Kevin Can F**k Himself – The Series

Rating:

Dark Comedy Just Got Darker

Main Cast: Annie Murphy, Mary Hollis Imboden

Creator: Valerie Armstrong

Kevin Can F**k Himself is an AMC original starring Annie Murphy of Schitt’s Creek fame as Allison McRoberts. Allison lives with her husband Kevin (Eric Peterson) in Worcester, MA. She works in a liquor store, he at the cable company. They get by, but money is tight.

It’s a classic sitcom set-up: The lovely, smart wife and the charming but unambitious husband and his motley gang of quirky friends. He’s fun, she’s a nag. He comes up with hilarious schemes; she’s a wet blanket. He’s the life of the party, she’s awkward.

He’s the joker, and she is always the butt of the joke.

When Kevin is on screen, Kevin Can F**k Himself looks exactly like that familiar sitcom with bright lights and canned laughs. The minute Allison leaves his presence the world shifts. The colors dim, the laughter fades, and she is left exhausted, frustrated, and angry at what her life has become.

Kevin Can F**K Himself is brilliant. The series switches back and forth between competing realities as Allison falls down her own desperate rabbit hole. Something has to change.

On the surface it’s a parody of its sitcom inspirations, showing the exasperated housewife when she isn’t putting on a smiling face for her boorish husband. Beneath that layer lies an exploration of what audiences accept as humor.

We’re far removed now from the careful nuances of All in the Family. The noxious, overbearing spouses are now the celebrated stars. Their friends and partners are some combination of dimwitted and enabling. What societal commentary there is takes a back seat to the star’s insufferable persona. From Home Improvement to Roseanne to The King of Queens – when did we agree to accept so little?

Kevin Can F**k Himself also takes a long look at manipulation, isolation, and abuse. Kevin doesn’t hit his wife and would vehemently deny abusing her. Allison’s story unfurls slowly as she plans her escape. At first we don’t entirely understand her desperation and her schemes feel overblown. Each episode reveals a little more of her life and how she got to this place.

Herein lies the show’s greatest weakness – pacing. Partly that’s a result of the mixed format. The sitcom bits race by, leaving the more contemplative drama feeling slow. It’s a very engaging format, but one that requires knife-edge balance. The nuances of Allison’s character development take time. They’re important to the story, but sometimes throw off that critical balancing act.

Allison is not a particularly likeable character. She’s awkward and withdrawn and unable to connect. Making this character into a relatable protagonist rests on the shoulders of Annie Murphy and she is more than up to the task. She tweaks her perfect comedic timing just enough to make it uncomfortable and stiff.

Allison demonstrates over and over exactly why abused partners struggle to flee their abusers. She makes mistakes, inadvertently uses people, and makes outlandish and dangerous plans. She doesn’t know how to reach out for help, so when she does, she does it badly and people shrink from her. Sometimes these moments are funny. Sometimes they’re hard to watch.
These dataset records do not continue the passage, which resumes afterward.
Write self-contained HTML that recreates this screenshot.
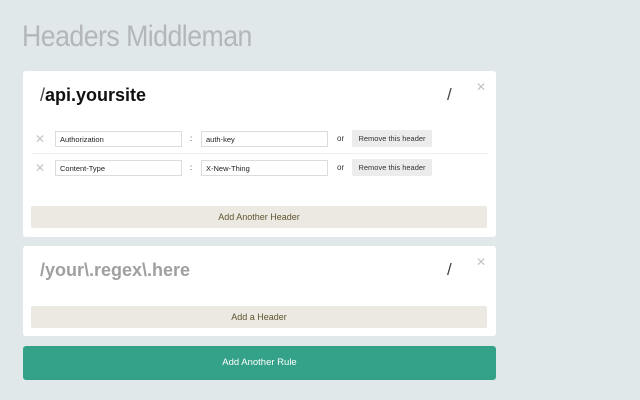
<!DOCTYPE html>
<html><head><style>
*{box-sizing:border-box;margin:0;padding:0}
body{width:640px;height:400px;background:#e1e8ea;font-family:"Liberation Sans",sans-serif;position:relative;overflow:hidden}
.abs{position:absolute}
h1{position:absolute;left:22px;top:20px;font-size:30px;font-weight:normal;color:#b3b7b9;letter-spacing:-0.6px;font-family:"Liberation Sans",sans-serif;transform:scaleX(0.89);transform-origin:left;white-space:nowrap}
.card{position:absolute;left:23px;width:473px;background:#fff;border-radius:3px}
.h{position:absolute;left:17px;font-size:18px;font-weight:bold}
.sl{position:absolute;left:424px;font-size:17px;color:#444}
.x{position:absolute;color:#c4c4c4;font-size:12px}
.in{position:absolute;height:16px;border:1px solid #dcdcdc;font-size:7.5px;padding-left:4px;display:flex;align-items:center;color:#222;background:#fff}
.btn{position:absolute;background:#ececec;border-radius:2px;font-size:7.5px;text-align:center;color:#333}
.add{position:absolute;left:8px;width:456px;height:22px;background:#ece9e2;border-radius:2px;text-align:center;line-height:22px;font-size:9px;color:#5e5530}
.t{position:absolute;font-size:8px;color:#333}
</style></head><body>
<h1>Headers Middleman</h1>
<div class="card" style="top:71px;height:166px">
  <div class="h" style="top:14px;color:#111"><span style="font-weight:normal;color:#444">/</span>api.yoursite</div>
  <div class="sl" style="top:14px">/</div>
  <div class="x" style="left:453px;top:9px">✕</div>
  <div class="x" style="left:12px;top:61px">✕</div>
  <div class="in" style="left:32px;top:60px;width:127px">Authorization</div>
  <div class="t" style="left:167px;top:63px">:</div>
  <div class="in" style="left:178px;top:60px;width:127px">auth-key</div>
  <div class="t" style="left:314px;top:63px">or</div>
  <div class="btn" style="left:329px;top:59px;width:80px;height:17px;line-height:17px">Remove this header</div>
  <div class="abs" style="left:9px;top:82px;width:456px;height:1px;background:#eee"></div>
  <div class="x" style="left:12px;top:90px">✕</div>
  <div class="in" style="left:32px;top:89px;width:127px">Content-Type</div>
  <div class="t" style="left:167px;top:92px">:</div>
  <div class="in" style="left:178px;top:89px;width:127px">X-New-Thing</div>
  <div class="t" style="left:314px;top:92px">or</div>
  <div class="btn" style="left:329px;top:88px;width:80px;height:17px;line-height:17px">Remove this header</div>
  <div class="add" style="top:135px">Add Another Header</div>
</div>
<div class="card" style="top:246px;height:90px">
  <div class="h" style="top:14px;color:#a0a0a0">/your\.regex\.here</div>
  <div class="sl" style="top:14px">/</div>
  <div class="x" style="left:453px;top:9px">✕</div>
  <div class="add" style="top:60px">Add a Header</div>
</div>
<div class="abs" style="left:23px;top:346px;width:473px;height:34px;background:#34a189;border-radius:3px;color:#fff;text-align:center;line-height:34px;font-size:9.5px">Add Another Rule</div>
</body></html>
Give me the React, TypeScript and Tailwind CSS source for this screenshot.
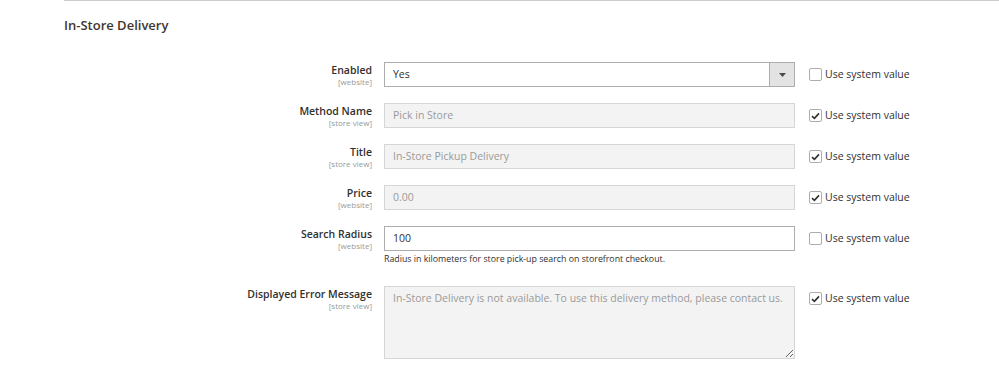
const Check = ({ checked }: { checked: boolean }) => (
  <span className="flex h-[13px] w-[13px] items-center justify-center rounded-[2px] border border-[#adadad] bg-white">
    {checked && (
      <svg width="9" height="8" viewBox="0 0 9 8">
        <path d="M1 4.2 L3.4 6.4 L8 1.4" fill="none" stroke="#303030" strokeWidth="1.6" />
      </svg>
    )}
  </span>
);

type Row = {
  label: string;
  scope: string;
  value: string;
  disabled: boolean;
  kind?: "select" | "textarea";
  note?: string;
};

const rows: Row[] = [
  { label: "Enabled", scope: "[website]", value: "Yes", disabled: false, kind: "select" },
  { label: "Method Name", scope: "[store view]", value: "Pick in Store", disabled: true },
  { label: "Title", scope: "[store view]", value: "In-Store Pickup Delivery", disabled: true },
  { label: "Price", scope: "[website]", value: "0.00", disabled: true },
  {
    label: "Search Radius",
    scope: "[website]",
    value: "100",
    disabled: false,
    note: "Radius in kilometers for store pick-up search on storefront checkout.",
  },
  {
    label: "Displayed Error Message",
    scope: "[store view]",
    value: "In-Store Delivery is not available. To use this delivery method, please contact us.",
    disabled: true,
    kind: "textarea",
  },
];

const Field = ({ row }: { row: Row }) => {
  const base = row.disabled
    ? "border-[#d6d6d6] bg-[#f3f3f3] text-[#9a9a9a]"
    : "border-[#adadad] bg-white text-[#303030]";

  if (row.kind === "select") {
    return (
      <div className={`flex h-[25px] w-[411px] items-center border ${base}`}>
        <span className="flex-1 pl-[8px] text-[10.5px]">{row.value}</span>
        <span className="flex h-full w-[25px] items-center justify-center border-l border-[#adadad] bg-[#e3e3e3]">
          <svg width="7" height="4" viewBox="0 0 7 4">
            <path d="M0 0 H7 L3.5 4 Z" fill="#514943" />
          </svg>
        </span>
      </div>
    );
  }

  if (row.kind === "textarea") {
    return (
      <textarea
        readOnly
        value={row.value}
        className={`block h-[73px] w-[411px] resize-y border px-[8px] py-[3px] text-[10.5px] leading-[16px] outline-none ${base}`}
      />
    );
  }

  return (
    <div className={`flex h-[25px] w-[411px] items-center border pl-[8px] text-[10.5px] ${base}`}>
      {row.value}
    </div>
  );
};

export default function App() {
  return (
    <div className="h-[376px] w-[999px] overflow-hidden bg-white font-['Open_Sans',sans-serif] text-[#303030]">
      <div className="ml-[64px] h-px bg-[#cccccc]" />
      <h2 className="ml-[64px] mt-[15px] text-[13px] font-semibold leading-[18px] text-[#41362f]">
        In-Store Delivery
      </h2>

      <div className="mt-[28px] flex flex-col gap-[16px]">
        {rows.map((row) => (
          <div key={row.label} className="flex items-start">
            <div className="w-[372px] shrink-0 pt-[2px] text-right">
              <div className="text-[10.5px] font-semibold leading-[13px] text-[#303030]">{row.label}</div>
              <div className="text-[8px] leading-[10px] text-[#999999]">{row.scope}</div>
            </div>
            <div className="ml-[12px] w-[411px] shrink-0">
              <Field row={row} />
              {row.note && (
                <div className="pb-[4px] pt-[2px] text-[8.8px] leading-[13px] text-[#303030]">{row.note}</div>
              )}
            </div>
            <label className="ml-[14px] flex h-[25px] items-center gap-[3px]">
              <Check checked={row.disabled} />
              <span className="text-[10.5px] text-[#303030]">Use system value</span>
            </label>
          </div>
        ))}
      </div>
    </div>
  );
}
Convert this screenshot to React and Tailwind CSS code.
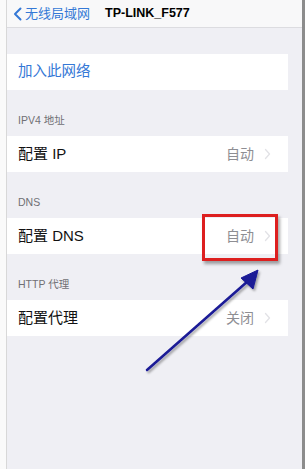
import React from 'react';

const cn = { fontFamily: '"Liberation Sans", "Noto Sans CJK SC", sans-serif' };

const Chevron = () => (
  <svg width="7" height="12" viewBox="0 0 7 12" className="ml-[10px]">
    <path d="M1.5 1.5l4 4.5-4 4.5" fill="none" stroke="#e2e2e6" strokeWidth="1.3" strokeLinecap="round" strokeLinejoin="round" />
  </svg>
);

const Header = ({ children }) => (
  <div className="h-[46px] flex items-end pb-[7px] pl-[11px] text-[10.5px] text-[#707075]">{children}</div>
);

const Row = ({ label, value }) => (
  <div className="h-[36px] bg-white flex items-center pl-[11px] pr-[17px] mr-[14px]">
    <span className="text-[15px] text-[#111]">{label}</span>
    <span className="ml-auto text-[14px] text-[#8e8e93]">{value}</span>
    <Chevron />
  </div>
);

export default function App() {
  return (
    <div className="w-[305px] h-[469px] flex bg-white overflow-hidden" style={cn}>
      {/* 左侧边框 */}
      <div className="w-[7px] h-full bg-[#fafafa] border-r border-[#d8d8d8]" />

      <div className="relative flex-1 h-full bg-[#efeff4] flex flex-col">
        {/* 顶部导航 */}
        <div className="h-[28px] bg-[#f8f8f9] border-b border-[#dcdce0] flex items-center pl-[6px]">
          <svg width="9" height="14" viewBox="0 0 9 14">
            <path d="M7.5 1.5L2 7l5.5 5.5" fill="none" stroke="#3478d6" strokeWidth="2" strokeLinecap="round" strokeLinejoin="round" />
          </svg>
          <span className="ml-[3px] text-[13px] text-[#3478d6]">无线局域网</span>
          <span className="ml-[15px] text-[12.5px] font-bold text-black">TP-LINK_F577</span>
        </div>

        <div className="h-[26px]" />

        <div className="h-[36px] bg-white flex items-center pl-[11px] mr-[14px]">
          <span className="text-[14.5px] text-[#3478d6]">加入此网络</span>
        </div>

        <Header>IPV4 地址</Header>
        <Row label="配置 IP" value="自动" />

        <Header>DNS</Header>
        <Row label="配置 DNS" value="自动" />

        <Header>HTTP 代理</Header>
        <Row label="配置代理" value="关闭" />

        {/* 红框标注 */}
        <div className="absolute left-[195px] top-[214px] w-[76px] h-[47px] border-[3px] border-[#dd1f1f] shadow-[2px_3px_3px_rgba(0,0,0,0.35)]" />

        {/* 箭头 */}
        <svg className="absolute left-0 top-0" width="295" height="469" viewBox="0 0 295 469">
          <defs>
            <filter id="sh" x="-20%" y="-20%" width="140%" height="140%">
              <feDropShadow dx="1.5" dy="2" stdDeviation="1.2" floodColor="#000" floodOpacity="0.35" />
            </filter>
          </defs>
          <g filter="url(#sh)">
            <line x1="140" y1="370" x2="241" y2="281" stroke="#1a1a96" strokeWidth="2.5" strokeLinecap="round" />
            <path d="M251 270L246 289L234 278Z" fill="#1a1a96" stroke="#1a1a96" strokeWidth="1" strokeLinejoin="round" />
          </g>
        </svg>
      </div>

      {/* 右侧边框 */}
      <div className="w-[3px] h-full bg-[#8c8c8c]" />
    </div>
  );
}
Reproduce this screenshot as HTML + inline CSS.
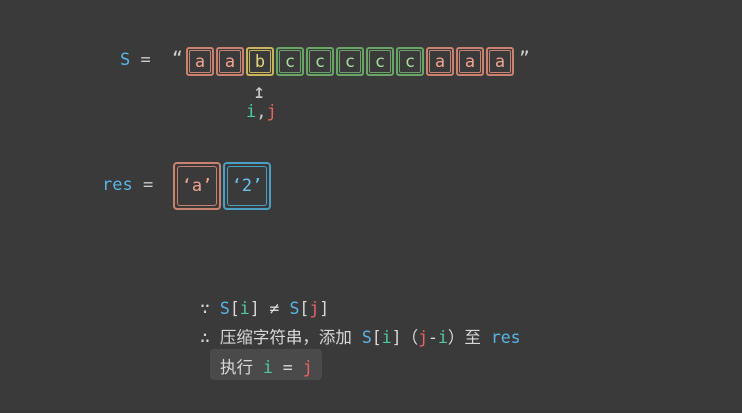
<!DOCTYPE html><html><head><style>
body{margin:0;width:742px;height:413px;background:#3a3a3a;font-family:"DejaVu Sans Mono","Liberation Mono","Noto Sans CJK SC",monospace;color:#d8d8d8;position:relative;overflow:hidden}
.a{position:absolute;white-space:nowrap}
.b{position:absolute;top:47px;width:24px;height:25px;border:2px solid;border-radius:3px;box-sizing:content-box}
.b i{position:absolute;left:1px;top:1px;right:1px;bottom:1px;border:1px solid;border-radius:2px;font-style:normal;text-align:center;line-height:22px;font-size:17px}
.r{border-color:#c98270}.r i{border-color:#c98270;color:#f0a48e}
.y{border-color:#c8b45a}.y i{border-color:#c8b45a;color:#e4d47a}
.g{border-color:#6aa468}.g i{border-color:#6aa468;color:#a8dca0}
.bl{color:#5ab4e6}.t{color:#4fcaa0}.j{color:#e86464}
.rb{position:absolute;top:162px;width:44px;height:44px;border:2px solid;border-radius:4px}
.rb i{position:absolute;left:2px;top:2px;right:2px;bottom:2px;border:1.5px solid;border-radius:3px;font-style:normal;text-align:center;line-height:38px;font-size:17px}
.cjk{font-family:"Noto Sans CJK SC","DejaVu Sans",sans-serif}
</style></head><body>
<div class="a bl" style="left:120px;top:50px;font-size:17px">S <span style="color:#ccc">=</span></div>
<div class="a" style="left:172px;top:48px;font-size:18px;color:#ccc">“</div>
<div class="a" style="left:519px;top:48px;font-size:18px;color:#ccc">”</div>
<div class="b r" style="left:186px"><i>a</i></div>
<div class="b r" style="left:216px"><i>a</i></div>
<div class="b y" style="left:246px"><i>b</i></div>
<div class="b g" style="left:276px"><i>c</i></div>
<div class="b g" style="left:306px"><i>c</i></div>
<div class="b g" style="left:336px"><i>c</i></div>
<div class="b g" style="left:366px"><i>c</i></div>
<div class="b g" style="left:396px"><i>c</i></div>
<div class="b r" style="left:426px"><i>a</i></div>
<div class="b r" style="left:456px"><i>a</i></div>
<div class="b r" style="left:486px"><i>a</i></div>
<div class="a" style="left:253px;top:79px;font-size:20px;color:#ccc">↥</div>
<div class="a" style="left:246px;top:102px;font-size:17px"><span class="t">i</span><span style="color:#ccc">,</span><span class="j">j</span></div>
<div class="a bl" style="left:102px;top:175px;font-size:17px">res <span style="color:#ccc">=</span></div>
<div class="rb" style="left:173px;border-color:#c98270"><i style="border-color:#c98270;color:#f0a48e">‘a’</i></div>
<div class="rb" style="left:223px;border-color:#4aa0c0"><i style="border-color:#4aa0c0;color:#6ac4e8">‘2’</i></div>
<div class="a" style="left:200px;top:299px;font-size:16.5px">∵ <span class="bl">S</span>[<span class="t">i</span>] ≠ <span class="bl">S</span>[<span class="j">j</span>]</div>
<div class="a" style="left:200px;top:324px;font-size:16.5px">∴ <span class="cjk">压缩字符串，添加</span> <span class="bl">S</span>[<span class="t">i</span>]<span class="cjk">（</span><span class="j">j</span>-<span class="t">i</span><span class="cjk">）至</span> <span class="bl">res</span></div>
<div class="a" style="left:210px;top:349px;width:112px;height:31px;background:#4a4a4a;border-radius:4px"></div>
<div class="a" style="left:220px;top:354px;font-size:16.5px"><span class="cjk">执行</span> <span class="t">i</span> = <span class="j">j</span></div>
</body></html>
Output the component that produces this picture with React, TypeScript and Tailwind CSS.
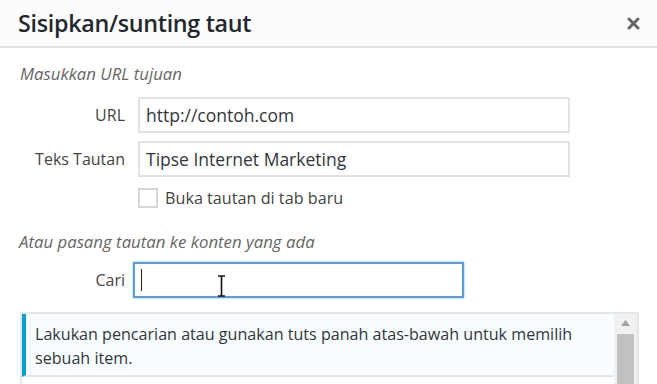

Murphy does not carry the show alone. Richardson as Kevin is truly repulsive. He begins to twist his character early in the first season, giving that charm an edge and those witty jabs a sharp point. He’s both stupid and cruel, that’s the point. Richardson slowly takes us beyond the layer of phony joviality to the inadequate core of a small man. We hate him, but the performance is fantastic.

And then there’s Patty, the next door neighbor, played by Mary Hollis Imboden. In the first episode this character is window dressing, just another of Kevin’s sycophants, albeit smarter and wittier than her counterparts. She is a main character hidden in plain sight, one who will draw out the stories of all the other characters.

Patty is the only person in Kevin Can F**k Himself who we can love without reservation. She has the qualities that Kevin and Allison lack. She’s the authentically funny and charming counterpart to Kevin’s selfish venom. She’s also Allison’s guide to rediscovering her humanity. She evolves with each episode until it is her relationships that form the heart of the series.

Imboden is stunningly good in this role. She pairs a weary, guarded exterior with an uncanny ability to express emotion through facial expression. She is the one character I never tired of watching.

This is not a perfect series, and it won’t be for everyone. Its experiment in genre mixing is jarring and challenging, but I ultimately found it compelling with surprising depth and intensity. I highly recommend Kevin Can F**k Himself for both the format and the stories it has to tell. There are two seasons of the series and the story arc is perfectly contained in those episodes.